APBI meminta agar pemerintah dalam hal ini Kementerian ESDM merevisi sementara Keputusan Menteri ESDM No. 1823 K/30/MEM/2018 tentang Pedoman Pelaksanan Pengenaan, Pemungutan, Dan Pembayaran/Penyetoran Penerimaan Negara Bukan Pajak Mineral dan Batubara.
"Kami APBI telah mengajukan surat permohonan ke Menteri ESDM minta dukungan agar perusahaan bisa survive di masa Pandemi pemerintah merevisi sementara beleid itu sampai kondisi kembali normal," ucap Hendra.
Adapun, revisi yang diusulkan berupa perubahan formula penghitungan royalti untuk sementara dimana pembayaran royalti ke pemerintah menggunakan harga jual aktual dimana umumnya menggunakan index-linked.
"Jadi bukan dengan sistem sekarang yaitu menggunakan Harga Patokan Batubara (HPB), karena trend harga yang terus menurun akibat oversupply. Perusahaan menanggung beban keuangan yang berat karena HPB lebih tinggi dari harga jual aktual, bahkan ada yang bisa mencapai US$5 per ton," jelasnya.
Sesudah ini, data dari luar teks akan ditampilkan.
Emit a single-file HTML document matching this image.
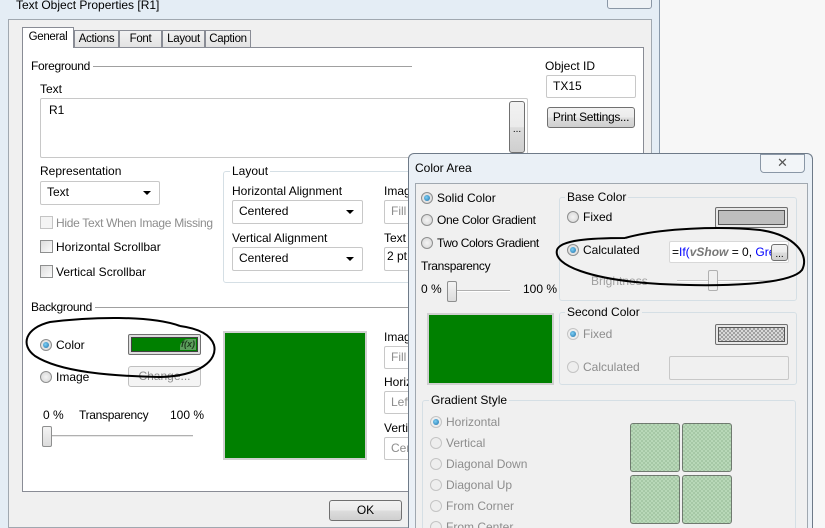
<!DOCTYPE html>
<html style="width:825px;height:528px;overflow:hidden"><head><meta charset="utf-8"><style>
*{box-sizing:border-box;margin:0;padding:0}
body{width:825px;height:528px;overflow:hidden;background:#f7f7f7;font-family:"Liberation Sans",sans-serif;font-size:12px;color:#000;position:relative}
.a{position:absolute}
.t{position:absolute;white-space:nowrap;line-height:14px}
.g{color:#8d8d8d}
.inp{position:absolute;background:#fff;border:1px solid #c8c8c8;border-radius:2px;padding:3px 0 0 6px;white-space:nowrap;overflow:hidden}
.btn{position:absolute;border:1px solid #707070;border-radius:3px;background:linear-gradient(#f2f2f2,#ebebeb 50%,#dddddd 51%,#cfcfcf);text-align:center;line-height:18px;white-space:nowrap;overflow:hidden}
.rad{position:absolute;width:12px;height:12px;border-radius:50%;border:1px solid #8e8f8f;background:radial-gradient(#f4f4f4,#d4d4d4)}
.rad.on::after{content:"";position:absolute;left:2px;top:2px;width:6px;height:6px;border-radius:50%;background:radial-gradient(circle at 40% 40%,#7fd0f5,#1a6ea8)}
.rad.dis{border-color:#c4c4c4;background:#eeeeee}
.chk{position:absolute;width:13px;height:13px;border:1px solid #8e8f8f;background:linear-gradient(135deg,#ddd,#fbfbfb)}
.grp{position:absolute;border:1px solid #d5dfe5;border-radius:3px}
.dd::after{content:"";position:absolute;right:8px;top:9px;border:4px solid transparent;border-top:4px solid #000;border-bottom:0}
.tab{position:absolute;top:30px;height:17px;border:1px solid #898c95;border-bottom:none;background:linear-gradient(#f2f2f2,#e3e3e3);padding:2px 0 0 0;text-align:center;font-size:11.5px;letter-spacing:-0.3px;overflow:hidden;white-space:nowrap}
.tile{position:absolute;width:50px;height:49px;border:1px solid #6f7a6f;border-radius:3px;background:repeating-conic-gradient(#a6c8a6 0 25%,#b8d8b8 0 50%) 0 0/4px 4px}
</style></head><body>
<div class="a" style="left:0;top:0;width:660px;height:528px;background:#e4edf5;border-right:1px solid #8a9aab"></div>
<div class="t" style="left:16px;top:-2px;font-size:12px">Text Object Properties [R1]</div>
<div class="a" style="left:607px;top:-4px;width:45px;height:13px;border:1px solid #8a97a6;border-radius:3px;background:#eef2f6"></div>
<div class="a" style="left:8px;top:19px;width:644px;height:509px;background:#f0f0f0;border:1px solid #a0a8b0"></div>
<div class="a" style="left:22px;top:47px;width:622px;height:445px;background:#fff;border:1px solid #898c95"></div>
<div class="tab" style="left:74px;width:45px">Actions</div>
<div class="tab" style="left:119px;width:43px">Font</div>
<div class="tab" style="left:162px;width:43px">Layout</div>
<div class="tab" style="left:205px;width:46px">Caption</div>
<div class="tab" style="left:22px;top:27px;height:21px;width:52px;background:#fff;padding-top:3px">General</div>
<div class="a" style="left:91px;top:66px;width:321px;border-top:1px solid #a0a0a0"></div>
<div class="t" style="left:31px;top:59px;background:#fff;padding-right:3px;letter-spacing:-0.3px">Foreground</div>
<div class="t" style="left:40px;top:82px">Text</div>
<div class="inp" style="left:40px;top:98px;width:488px;height:60px;padding:4px 0 0 8px">R1</div>
<div class="btn" style="left:509px;top:101px;width:16px;height:52px;line-height:56px;font-size:10px">...</div>
<div class="t" style="left:545px;top:59px">Object ID</div>
<div class="inp" style="left:546px;top:75px;width:90px;height:23px">TX15</div>
<div class="btn" style="left:547px;top:107px;width:88px;height:21px;letter-spacing:-0.3px">Print Settings...</div>
<div class="t" style="left:40px;top:164px">Representation</div>
<div class="inp dd" style="left:40px;top:181px;width:120px;height:24px">Text</div>
<div class="chk" style="left:40px;top:216px;border-color:#c4c4c4;background:#f4f4f4"></div>
<div class="t g" style="left:56px;top:216px;letter-spacing:-0.3px">Hide Text When Image Missing</div>
<div class="chk" style="left:40px;top:240px"></div>
<div class="t" style="left:56px;top:240px">Horizontal Scrollbar</div>
<div class="chk" style="left:40px;top:265px"></div>
<div class="t" style="left:56px;top:265px">Vertical Scrollbar</div>
<div class="grp" style="left:223px;top:171px;width:200px;height:112px"></div>
<div class="t" style="left:230px;top:164px;background:#fff;padding:0 2px">Layout</div>
<div class="t" style="left:232px;top:184px">Horizontal Alignment</div>
<div class="inp dd" style="left:232px;top:200px;width:131px;height:24px">Centered</div>
<div class="t" style="left:232px;top:231px">Vertical Alignment</div>
<div class="inp dd" style="left:232px;top:247px;width:131px;height:24px">Centered</div>
<div class="t" style="left:384px;top:184px">Image</div>
<div class="inp g" style="left:384px;top:200px;width:40px;height:24px">Fill w</div>
<div class="t" style="left:384px;top:231px">Text</div>
<div class="inp" style="left:384px;top:247px;width:40px;height:24px;padding:1px 0 0 2px">2 pt</div>
<div class="a" style="left:95px;top:307px;width:320px;border-top:1px solid #a0a0a0"></div>
<div class="t" style="left:31px;top:300px;background:#fff;padding-right:3px;letter-spacing:-0.3px">Background</div>
<div class="rad on" style="left:40px;top:339px"></div>
<div class="t" style="left:56px;top:338px">Color</div>
<div class="a" style="left:128px;top:334px;width:73px;height:21px;border:1px solid #707070;border-radius:2px;background:#ddd;padding:2px"><div style="width:100%;height:100%;background:#008000;border:1px solid #404040;position:relative"><span style="position:absolute;right:1px;top:1px;font-size:9px;font-style:italic;font-weight:bold;color:#1d3d1d;background:#5c9e5c;border-radius:8px 0 0 0;padding:0 1px;line-height:11px">f(x)</span></div></div>
<div class="rad" style="left:40px;top:371px"></div>
<div class="t" style="left:56px;top:370px">Image</div>
<div class="btn g" style="left:128px;top:366px;width:73px;height:21px;border-color:#c0c0c0;background:#f4f4f4">Change...</div>
<div class="t" style="left:43px;top:408px">0 %</div>
<div class="t" style="left:79px;top:408px;letter-spacing:-0.3px">Transparency</div>
<div class="t" style="left:170px;top:408px">100 %</div>
<div class="a" style="left:43px;top:435px;width:150px;height:2px;border-top:1px solid #b0b0b0;border-bottom:1px solid #e8e8e8"></div>
<div class="a" style="left:42px;top:426px;width:10px;height:21px;border:1px solid #8e8f8f;border-radius:2px;background:linear-gradient(#f4f4f4,#dcdcdc)"></div>
<div class="a" style="left:223px;top:331px;width:144px;height:129px;border:2px solid #d0d0d0;background:#008000"></div>
<div class="t" style="left:384px;top:330px">Image</div>
<div class="inp g" style="left:384px;top:346px;width:40px;height:23px">Fill w</div>
<div class="t" style="left:384px;top:375px">Horiz</div>
<div class="inp g" style="left:384px;top:391px;width:40px;height:23px">Left</div>
<div class="t" style="left:384px;top:421px">Vertic</div>
<div class="inp g" style="left:384px;top:437px;width:40px;height:23px">Cen</div>
<div class="btn" style="left:329px;top:500px;width:73px;height:21px">OK</div>

<div class="a" style="left:408px;top:153px;width:405px;height:375px;background:#eaf0f6;border:1px solid #6e7a88;border-bottom:none;border-radius:6px 6px 0 0"></div>
<div class="t" style="left:415px;top:161px">Color Area</div>
<div class="a" style="left:760px;top:154px;width:45px;height:19px;border:1px solid #8a97a6;border-radius:0 0 4px 4px;background:#f2f5f8;text-align:center;font-size:13px;color:#555;line-height:16px">✕</div>
<div class="a" style="left:415px;top:183px;width:393px;height:345px;background:#f0f0f0;border:1px solid #a0a8b0;border-bottom:none"></div>
<div class="rad on" style="left:421px;top:192px"></div><div class="t" style="left:437px;top:191px">Solid Color</div>
<div class="rad" style="left:421px;top:214px"></div><div class="t" style="left:437px;top:213px;letter-spacing:-0.3px">One Color Gradient</div>
<div class="rad" style="left:421px;top:237px"></div><div class="t" style="left:437px;top:236px;letter-spacing:-0.4px">Two Colors Gradient</div>
<div class="t" style="left:421px;top:259px;letter-spacing:-0.3px">Transparency</div>
<div class="t" style="left:421px;top:282px">0 %</div>
<div class="t" style="left:523px;top:282px">100 %</div>
<div class="a" style="left:447px;top:290px;width:63px;height:2px;border-top:1px solid #b0b0b0;border-bottom:1px solid #fff"></div>
<div class="a" style="left:447px;top:281px;width:10px;height:21px;border:1px solid #8e8f8f;border-radius:2px;background:linear-gradient(#f4f4f4,#dcdcdc)"></div>
<div class="a" style="left:427px;top:313px;width:127px;height:72px;border:2px solid #d0d0d0;background:#008000"></div>
<div class="grp" style="left:559px;top:197px;width:238px;height:104px"></div>
<div class="t" style="left:565px;top:190px;background:#f0f0f0;padding:0 2px">Base Color</div>
<div class="rad" style="left:567px;top:211px"></div><div class="t" style="left:583px;top:210px">Fixed</div>
<div class="a" style="left:715px;top:207px;width:73px;height:21px;border:1px solid #707070;border-radius:2px;padding:2px;background:#e8e8e8"><div style="width:100%;height:100%;background:#bebebe;border:1px solid #555"></div></div>
<div class="rad on" style="left:567px;top:244px"></div><div class="t" style="left:583px;top:243px">Calculated</div>
<div class="inp" style="left:669px;top:241px;width:120px;height:22px;padding:3px 0 0 2px;border-color:#d8d8d8"><span>=</span><span style="color:#00f">If(</span><span style="color:#777;font-style:italic;font-weight:bold">vShow</span> = 0, <span style="color:#00f">Gre</span></div>
<div class="btn" style="left:771px;top:244px;width:17px;height:17px;line-height:20px;font-size:10px">...</div>
<div class="t" style="left:591px;top:274px;color:#a0a0a0">Brightness</div>
<div class="a" style="left:677px;top:280px;width:103px;height:2px;border-top:1px solid #c8c8c8;border-bottom:1px solid #fff"></div>
<div class="a" style="left:708px;top:270px;width:10px;height:21px;border:1px solid #b0b0b0;border-radius:2px;background:#f0f0f0"></div>
<div class="grp" style="left:559px;top:312px;width:238px;height:73px"></div>
<div class="t" style="left:565px;top:305px;background:#f0f0f0;padding:0 2px">Second Color</div>
<div class="rad on dis" style="left:567px;top:328px"></div><div class="t g" style="left:583px;top:327px">Fixed</div>
<div class="a" style="left:715px;top:324px;width:73px;height:21px;border:1px solid #707070;border-radius:2px;padding:2px;background:#e8e8e8"><div style="width:100%;height:100%;border:1px solid #555;background:repeating-conic-gradient(#a0a0a0 0 25%,#d8d8d8 0 50%) 0 0/4px 4px"></div></div>
<div class="rad dis" style="left:567px;top:361px"></div><div class="t g" style="left:583px;top:360px">Calculated</div>
<div class="inp" style="left:669px;top:356px;width:120px;height:24px;background:#f0f0f0;border-color:#c8c8c8"></div>
<div class="grp" style="left:422px;top:400px;width:374px;height:140px"></div>
<div class="t" style="left:429px;top:393px;background:#f0f0f0;padding:0 2px">Gradient Style</div>
<div class="rad on dis" style="left:430px;top:416px"></div><div class="t g" style="left:446px;top:415px">Horizontal</div>
<div class="rad dis" style="left:430px;top:437px"></div><div class="t g" style="left:446px;top:436px">Vertical</div>
<div class="rad dis" style="left:430px;top:458px"></div><div class="t g" style="left:446px;top:457px">Diagonal Down</div>
<div class="rad dis" style="left:430px;top:479px"></div><div class="t g" style="left:446px;top:478px">Diagonal Up</div>
<div class="rad dis" style="left:430px;top:500px"></div><div class="t g" style="left:446px;top:499px">From Corner</div>
<div class="rad dis" style="left:430px;top:521px"></div><div class="t g" style="left:446px;top:520px">From Center</div>
<div class="tile" style="left:630px;top:423px"></div>
<div class="tile" style="left:682px;top:423px"></div>
<div class="tile" style="left:630px;top:475px"></div>
<div class="tile" style="left:682px;top:475px"></div>

<svg class="a" style="left:0;top:0" width="825" height="528">
<path d="M180,326 C150,315 90,317 50,322 C25,328 20,345 35,356 C60,372 110,376 160,377 C200,376 218,360 214,345 C210,333 195,328 180,326" fill="none" stroke="#000" stroke-width="2"/>
<path d="M625,238 C590,238 560,240 557,250 C553,265 590,280 660,284 C720,287 790,285 802,270 C810,255 795,235 760,230 C720,226 660,228 625,238" fill="none" stroke="#000" stroke-width="2"/>
</svg>
</body></html>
Selain itu, APBI juga mengusulkan adanya revisi sementara Kepmen terkait sistem pembayaran royalti agar dapat dilakukan paling tidak sebulan sesudah pengapalan. Pasalnya, dalam beleid itu diatur pembayaran royalti dilakukan sebelum pengapalan.
"Perusahaan juga kesulitan cash flow karena pembayaran royalti harus disetor sebelum pengapalan, sedangkan sebelumnya penyetoran royalti ke negara bisa dilakukan 1 bulan setelah pengapalan. Paling tidak yang diharapkan oleh pelaku usaha agar relaksasi aturan ini berlaku untuk sementara sekitar 6 bulan agar perusahaan bisa survive di tengah Pandemi covid-19," ungkapnya.